Job begins by ripping into his friends one last time (26:1–4). Then, he spends the remainder of this speech focusing his vision on the shadow of God’s glory. In Job 26, he rejoices that…
God is infinite (26:5–14). This is another wonderful expression of faith. In a very dark time, Job pauses to reflect on God’s glory. He says in vv. 5–6 that God is present even in Sheol or the grave. Even the dead are under his sovereign hand. Verse 7 notes how God stretched out the sky over the earth, when he created the world. God also hangs the earth on nothing. He holds the universe together.
Verse 8 ponders the wonder of how God created the clouds. They hold massive sums of water but never break. The way God provides rain for the earth is truly incredible. Verse 10 mentions the beauty of the horizon and how God created day and night. Verse 12 reflects on the power of sea storms. The oceans and their storms are so powerful, yet God “stirs” the storms and in turn stills the sea.
When you look around at creation, at both its grandeur and its intricate designs, all of it is truly incredible. And all of it is a testimony to God’s mighty power and perfect wisdom. Psalm 19:1 states, “The heavens declare the glory of God; and the firmament shows His handiwork.”
So, vv. 5–13 say some wonderful things about the glory of God, but it’s all just preparing for the climax in v. 14. I love this verse! Job says that you can spend a lifetime studying creation in an effort to understand the power and wisdom of God. You could do the same studying Scripture and theology. You could reach the end of your life and know more about God than anyone else has ever known, and how much would you know?
You would have achieved “the mere edges of His ways.” You could say the “tip of the iceberg or the skin of the apple. It’s like a frayed string on the edge of a shirt. As well, Job says, you could hear everything God has ever said or revealed, and it would be just “a whisper” of God’s thunderous voice. It’s a wonderful testimony to the infinite glory of God.
Sometimes, we begin to think we understand God and his ways. Job’s friends certainly thought they had it figured out. But Job puts them in their place. Our best efforts just scratch the surface. There is no way our itty-bitty minds will ever fully grasp God’s glory or the complexities of his purpose.
To return to my opening illustration, we can strain our eyes as hard as possible at the shadow of God’s glory, and we will never exhaust all that there is to see and understand.
That doesn’t mean that we stop learning. We should be hungry to understand every bit of revelation God has given in Scripture and in general revelation. There is no greater blessing we can enjoy than to know God and to be near to him. So, go after God.
But always do so with a sense of humility and faith. It’s not my job to “master” God the way Job’s friends wanted to. Instead, I must stand in awe and humbly trust his every purpose. As I said earlier, my pursuit of theology and Bible study must end in worship, love, obedience, and humble faith.
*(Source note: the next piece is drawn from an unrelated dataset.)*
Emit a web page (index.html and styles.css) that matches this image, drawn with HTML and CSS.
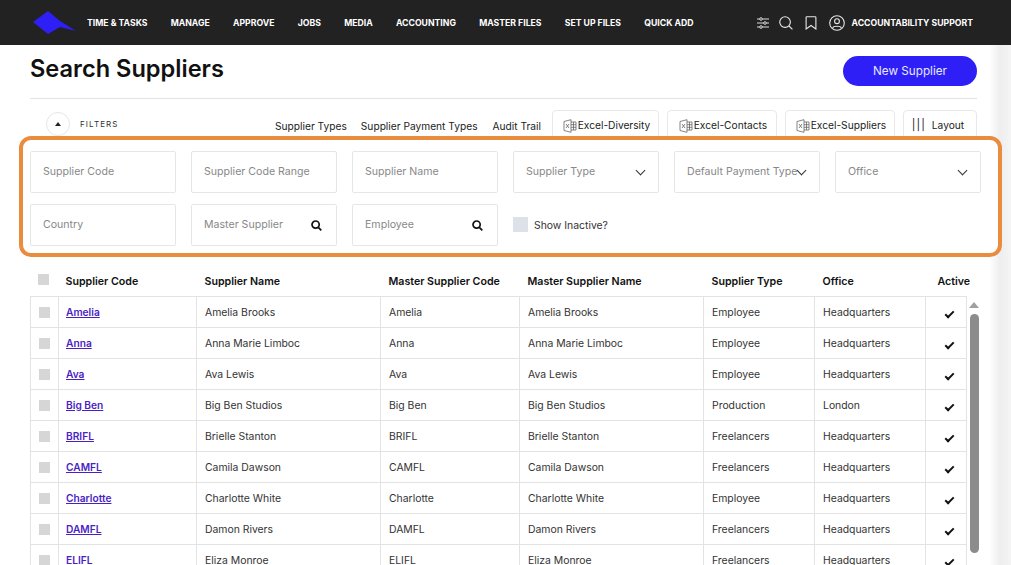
FILE: index.html
```html
<!DOCTYPE html>
<html lang="en">
<head>
    <meta charset="UTF-8">
    <meta name="viewport" content="width=device-width, initial-scale=1.0">
    <title>Search Suppliers</title>
    <link rel="stylesheet" href="styles.css">
</head>
<body>
    <header class="top-bar">
        <svg class="logo" width="44" height="24" viewBox="0 0 44 24">
            <path d="M1 12 L16 1 L28 11 L44 21 L28 17 L16 24 Z" fill="#2d1ff5"/>
        </svg>
        <nav class="main-nav">
            <a>TIME &amp; TASKS</a>
            <a>MANAGE</a>
            <a>APPROVE</a>
            <a>JOBS</a>
            <a>MEDIA</a>
            <a>ACCOUNTING</a>
            <a>MASTER FILES</a>
            <a>SET UP FILES</a>
            <a>QUICK ADD</a>
        </nav>
        <div class="top-tools">
            <svg width="12" height="12" viewBox="0 0 12 12" fill="none" stroke="#d8d8d8" stroke-width="1">
                <path d="M0 2H12M0 6H12M0 10H12"/>
                <circle cx="4" cy="2" r="1.3" fill="#222"/>
                <circle cx="8" cy="6" r="1.3" fill="#222"/>
                <circle cx="4" cy="10" r="1.3" fill="#222"/>
            </svg>
            <svg width="14" height="14" viewBox="0 0 15 15" fill="none" stroke="#e6e6e6" stroke-width="1.2">
                <circle cx="6.5" cy="6.5" r="5.7"/>
                <path d="M10.7 10.7L14.4 14.4"/>
            </svg>
            <svg class="mark-icon" width="12" height="14" viewBox="0 0 13 15" fill="none" stroke="#e6e6e6" stroke-width="1.2">
                <path d="M1.2 1.5Q1.2 .7 2 .7H11Q11.8 .7 11.8 1.5V14L6.5 10.2L1.2 14Z"/>
            </svg>
            <svg class="user-icon" width="16" height="16" viewBox="0 0 16 16" fill="none" stroke="#e6e6e6" stroke-width="1.1">
                <circle cx="8" cy="8" r="7.3"/>
                <circle cx="8" cy="6.2" r="2.4"/>
                <path d="M3.8 13C4 10.6 12 10.6 12.2 13"/>
            </svg>
            <span class="support">ACCOUNTABILITY SUPPORT</span>
        </div>
    </header>

    <main class="page">
        <div class="title-row">
            <h1>Search Suppliers</h1>
            <button class="new-button">New Supplier</button>
        </div>

        <div class="toolbar">
            <button class="collapse-button"><span class="up-arrow"></span></button>
            <span class="filters-label">FILTERS</span>
            <div class="toolbar-actions">
                <a>Supplier Types</a>
                <a class="payment-link">Supplier Payment Types</a>
                <a class="audit-link">Audit Trail</a>
                <button class="tool-button diversity">
                    <svg class="xl-icon" width="14" height="14" viewBox="0 0 14 14" fill="none" stroke="#666" stroke-width=".8"><path d="M1 2.5L8 .7V13.3L1 11.5ZM8 3H13V11H8M10.5 3V11M8 5.7H13M8 8.3H13"/><path d="M3 5L6 9M6 5L3 9"/></svg>Excel-Diversity
                </button>
                <button class="tool-button contacts">
                    <svg class="xl-icon" width="14" height="14" viewBox="0 0 14 14" fill="none" stroke="#666" stroke-width=".8"><path d="M1 2.5L8 .7V13.3L1 11.5ZM8 3H13V11H8M10.5 3V11M8 5.7H13M8 8.3H13"/><path d="M3 5L6 9M6 5L3 9"/></svg>Excel-Contacts
                </button>
                <button class="tool-button suppliers">
                    <svg class="xl-icon" width="14" height="14" viewBox="0 0 14 14" fill="none" stroke="#666" stroke-width=".8"><path d="M1 2.5L8 .7V13.3L1 11.5ZM8 3H13V11H8M10.5 3V11M8 5.7H13M8 8.3H13"/><path d="M3 5L6 9M6 5L3 9"/></svg>Excel-Suppliers
                </button>
                <button class="tool-button layout"><span class="bars">|||</span>Layout</button>
            </div>
        </div>

        <section class="filter-box">
            <div class="field">Supplier Code</div>
            <div class="field">Supplier Code Range</div>
            <div class="field">Supplier Name</div>
            <div class="field">Supplier Type<span class="chevron"></span></div>
            <div class="field">Default Payment Type<span class="chevron"></span></div>
            <div class="field">Office<span class="chevron"></span></div>
            <div class="field">Country</div>
            <div class="field">Master Supplier
                <svg class="search-icon" width="11" height="11" viewBox="0 0 11 11" fill="none" stroke="#111" stroke-width="1.7"><circle cx="4.6" cy="4.6" r="3.6"/><path d="M7.3 7.3L10.3 10.3"/></svg>
            </div>
            <div class="field">Employee
                <svg class="search-icon" width="11" height="11" viewBox="0 0 11 11" fill="none" stroke="#111" stroke-width="1.7"><circle cx="4.6" cy="4.6" r="3.6"/><path d="M7.3 7.3L10.3 10.3"/></svg>
            </div>
            <label class="inactive"><span class="check-box big"></span>Show Inactive?</label>
        </section>

        <div class="table-area">
            <table class="supplier-table">
                <colgroup>
                    <col class="c-check"><col class="c-code"><col class="c-name"><col class="c-mcode">
                    <col class="c-mname"><col class="c-type"><col class="c-office"><col class="c-active">
                </colgroup>
                <thead>
                    <tr>
                        <th class="check-cell"><span class="check-box head-box"></span></th>
                        <th>Supplier Code</th><th>Supplier Name</th><th>Master Supplier Code</th>
                        <th>Master Supplier Name</th><th>Supplier Type</th><th>Office</th><th class="active-head">Active</th>
                    </tr>
                </thead>
                <tbody>
                    <tr><td class="check-cell"><span class="check-box"></span></td><td><a>Amelia</a></td><td>Amelia Brooks</td><td>Amelia</td><td>Amelia Brooks</td><td>Employee</td><td>Headquarters</td><td class="tick"><span class="tick-mark"></span></td></tr>
                    <tr><td class="check-cell"><span class="check-box"></span></td><td><a>Anna</a></td><td>Anna Marie Limboc</td><td>Anna</td><td>Anna Marie Limboc</td><td>Employee</td><td>Headquarters</td><td class="tick"><span class="tick-mark"></span></td></tr>
                    <tr><td class="check-cell"><span class="check-box"></span></td><td><a>Ava</a></td><td>Ava Lewis</td><td>Ava</td><td>Ava Lewis</td><td>Employee</td><td>Headquarters</td><td class="tick"><span class="tick-mark"></span></td></tr>
                    <tr><td class="check-cell"><span class="check-box"></span></td><td><a>Big Ben</a></td><td>Big Ben Studios</td><td>Big Ben</td><td>Big Ben Studios</td><td>Production</td><td>London</td><td class="tick"><span class="tick-mark"></span></td></tr>
                    <tr><td class="check-cell"><span class="check-box"></span></td><td><a>BRIFL</a></td><td>Brielle Stanton</td><td>BRIFL</td><td>Brielle Stanton</td><td>Freelancers</td><td>Headquarters</td><td class="tick"><span class="tick-mark"></span></td></tr>
                    <tr><td class="check-cell"><span class="check-box"></span></td><td><a>CAMFL</a></td><td>Camila Dawson</td><td>CAMFL</td><td>Camila Dawson</td><td>Freelancers</td><td>Headquarters</td><td class="tick"><span class="tick-mark"></span></td></tr>
                    <tr><td class="check-cell"><span class="check-box"></span></td><td><a>Charlotte</a></td><td>Charlotte White</td><td>Charlotte</td><td>Charlotte White</td><td>Employee</td><td>Headquarters</td><td class="tick"><span class="tick-mark"></span></td></tr>
                    <tr><td class="check-cell"><span class="check-box"></span></td><td><a>DAMFL</a></td><td>Damon Rivers</td><td>DAMFL</td><td>Damon Rivers</td><td>Freelancers</td><td>Headquarters</td><td class="tick"><span class="tick-mark"></span></td></tr>
                    <tr><td class="check-cell"><span class="check-box"></span></td><td><a>ELIFL</a></td><td>Eliza Monroe</td><td>ELIFL</td><td>Eliza Monroe</td><td>Freelancers</td><td>Headquarters</td><td class="tick"><span class="tick-mark"></span></td></tr>
                </tbody>
            </table>
            <div class="scroll-rail">
                <span class="scroll-up"></span>
                <span class="scroll-thumb"></span>
            </div>
        </div>
    </main>
</body>
</html>
```

FILE: styles.css
```css
* {
    box-sizing: border-box;
}

html,
body {
    height: 100%;
}

body {
    margin: 0;
    overflow: hidden;
    background-color: #ffffff;
    color: #222222;
    font-family: Inter, "Open Sans", sans-serif;
    font-size: 11px;
}

button {
    font-family: inherit;
}

/* top bar */
.top-bar {
    height: 45px;
    background-color: #222222;
    display: flex;
    align-items: center;
    padding: 0 38px 0 32px;
    color: #ffffff;
}

.logo {
    flex-shrink: 0;
    margin-top: -1px;
}

.main-nav {
    display: flex;
    gap: 23.2px;
    margin: 1px 0 0 11px;
    font-size: 8.7px;
    font-weight: 700;
    white-space: nowrap;
}

.top-tools {
    margin-left: auto;
    display: flex;
    align-items: center;
    gap: 10px;
}

.mark-icon {
    margin-left: 2px;
}

.user-icon {
    margin-left: 2px;
}

.support {
    font-size: 8.7px;
    font-weight: 700;
    margin: 1px 0 0 -3px;
    white-space: nowrap;
}

/* page */
.page {
    min-height: 520px;
    padding: 0 34px 0 30px;
    background: linear-gradient(to right, #ffffff 989px, #eeeeee 1000px, #f4f4f4 1011px);
}

.title-row {
    height: 54px;
    display: flex;
    align-items: flex-start;
    justify-content: space-between;
    border-bottom: 1px solid #e3e3e3;
}

h1 {
    margin: 9px 0 0;
    font-size: 23.6px;
    line-height: 30px;
    font-weight: 600;
    color: #111111;
}

.new-button {
    margin-top: 11px;
    width: 134px;
    height: 30px;
    border: none;
    border-radius: 15px;
    background-color: #2d1ff5;
    color: #e8e8ff;
    font-size: 11.7px;
}

.toolbar {
    height: 26px;
    margin-top: 11px;
    padding-left: 16px;
    display: flex;
    overflow: hidden;
}

.collapse-button {
    width: 24px;
    height: 24px;
    margin-top: 2px;
    padding: 0;
    border: 1px solid #e6e6e6;
    border-radius: 50%;
    background-color: #ffffff;
    display: flex;
    align-items: center;
    justify-content: center;
}

.up-arrow {
    border-left: 3px solid transparent;
    border-right: 3px solid transparent;
    border-bottom: 4px solid #222222;
}

.filters-label {
    margin: 9px 0 0 10px;
    font-size: 8px;
    letter-spacing: 1.1px;
    color: #333333;
}

.toolbar-actions {
    margin-left: auto;
    display: flex;
    align-items: flex-start;
    font-size: 10.2px;
    white-space: nowrap;
}

.toolbar-actions a {
    margin: 10px 14px 0 0;
}

.toolbar-actions .payment-link {
    margin-right: 15px;
}

.tool-button {
    height: 40px;
    padding: 0 0 11px 2px;
    border: 1px solid #e8e8e8;
    border-radius: 4px;
    background-color: #ffffff;
    color: #222222;
    font-size: 10.2px;
    display: flex;
    align-items: center;
    justify-content: center;
    margin-left: 8px;
}

.tool-button.diversity {
    width: 107px;
    margin-left: -3px;
}

.tool-button.contacts {
    width: 110px;
}

.tool-button.suppliers {
    width: 110px;
}

.tool-button.layout {
    width: 74px;
    padding: 0 4px 11px 0;
}

.xl-icon {
    margin-right: 1px;
    margin-top: 2px;
}

.bars {
    margin-right: 6px;
    font-size: 11px;
    letter-spacing: 1px;
}

/* filter box */
.filter-box {
    position: relative;
    width: 983px;
    height: 121px;
    margin-left: -11px;
    padding: 11px 7px;
    border: 4px solid #e98c3e;
    border-radius: 12px;
    background-color: #ffffff;
    display: grid;
    grid-template-columns: repeat(6, 146px);
    grid-auto-rows: 42px;
    column-gap: 15px;
    row-gap: 11px;
}

.field {
    border: 1px solid #e6e6e6;
    border-radius: 2px;
    padding: 0 13px 2px 12px;
    display: flex;
    align-items: center;
    justify-content: space-between;
    color: #888888;
    font-size: 10.6px;
    white-space: nowrap;
}

.chevron {
    width: 7px;
    height: 7px;
    margin: -2px 1px 0 0;
    border-right: 1.2px solid #333333;
    border-bottom: 1.2px solid #333333;
    transform: rotate(45deg);
    flex-shrink: 0;
}

.search-icon {
    flex-shrink: 0;
    margin: 2px 1px 0 0;
}

.inactive {
    display: flex;
    align-items: center;
    gap: 6px;
    color: #333333;
    font-size: 10.4px;
    white-space: nowrap;
}

.check-box {
    display: inline-block;
    width: 11px;
    height: 11px;
    background-color: #d6d6d6;
    vertical-align: middle;
}

.check-box.head-box {
    margin: -2px 0 0 -2px;
}

.check-box.big {
    width: 15px;
    height: 15px;
    margin-top: -2px;
    background-color: #dde2ea;
}

/* table */
.table-area {
    display: flex;
    margin-top: 8px;
}

.supplier-table {
    width: 936px;
    table-layout: fixed;
    border-collapse: collapse;
    font-size: 10.4px;
}

.c-check { width: 28px; }
.c-code { width: 138px; }
.c-name { width: 184px; }
.c-mcode { width: 139px; }
.c-mname { width: 184px; }
.c-type { width: 111px; }
.c-office { width: 111px; }
.c-active { width: 41px; }

.supplier-table th {
    height: 31px;
    padding: 2px 8px 0;
    text-align: left;
    font-size: 10.65px;
    font-weight: 600;
    color: #111111;
    white-space: nowrap;
    border-bottom: 1px solid #e3e3e3;
}

.supplier-table td {
    height: 31px;
    padding: 2px 8px 0;
    color: #333333;
    white-space: nowrap;
    border: 1px solid #e3e3e3;
}

.supplier-table th:nth-child(2),
.supplier-table td:nth-child(2) {
    padding-left: 7px;
}

.supplier-table th.check-cell,
.supplier-table td.check-cell {
    padding: 0;
    text-align: center;
}

.supplier-table td a {
    color: #4a1fc4;
    font-size: 10.2px;
    font-weight: 600;
    text-decoration: underline;
}

.supplier-table th.active-head {
    padding-left: 12px;
}

.supplier-table td.tick {
    padding: 2px 0 0 7px;
    text-align: center;
}

.tick-mark {
    display: inline-block;
    width: 9px;
    height: 5px;
    border-left: 2.2px solid #111111;
    border-bottom: 2.2px solid #111111;
    transform: rotate(-45deg);
}

.scroll-rail {
    width: 12px;
    margin: 37px 0 0 2px;
    display: flex;
    flex-direction: column;
    align-items: center;
    gap: 6px;
}

.scroll-up {
    border-left: 5px solid transparent;
    border-right: 5px solid transparent;
    border-bottom: 6px solid #a0a0a0;
}

.scroll-thumb {
    width: 9px;
    height: 239px;
    flex-shrink: 0;
    border-radius: 5px;
    background-color: #8c8c8c;
}
```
And when life raises questions that I don’t understand, I must rest in the wisdom of God. He has a plan and it is good, even if I cannot understand. Praise God that he is infinite. And then Job closes this speech in Job 27 by rejoicing that…
God is just (Job 27). After the climax of 26:14, Job 27 sinks back into reality and into Job’s miserable plight. Job’s friends were sure he had to be enduring God’s judgment and needed to repent. His wife had said that his integrity was not worth the pain. But notice Job’s resolve (vv. 3–6). Job is determined to hold fast to his integrity.
Then with the rest of the chapter, Job reflects on the destruction of the wicked. I have to mention that there is a lot of debate about how to understand these verses, because like Job 24, it sounds like something Job’s friends would say (vv. 13–17).
That sounds a lot like the 3 friends, but Job can’t mean the same thing, because he just began the chapter by affirming his innocence. Rather, v. 7 is the key (read). This verse tells us that Job is longing for justice, and we should understand the rest of the chapter in this light.
Therefore, in the midst of a dark time, Job again fixes his mind on the nature of God. He knows that God is just, and he determines to trust the Lord to do what is just. Then he spends the rest of the chapter with eyes of faith meditating on what the justice of God will look like.
And moment by moment, we must determine to do the same. When we find ourselves in the wilderness, we must fix our eyes on the beauty and majesty of God. Psalm 17:15 states, “As for me, I shall behold Your face in righteousness; I will be satisfied with your likeness when I awake.” We have to believe that God is infinitely greater than we can even imagine. We only understand the edges of his ways. And because of that, I must go forward in righteousness by the power of his grace knowing, “He knows the way that I take; when He has tested me, I shall come forth as gold.” He will be faithful, and every challenge will be worth it all.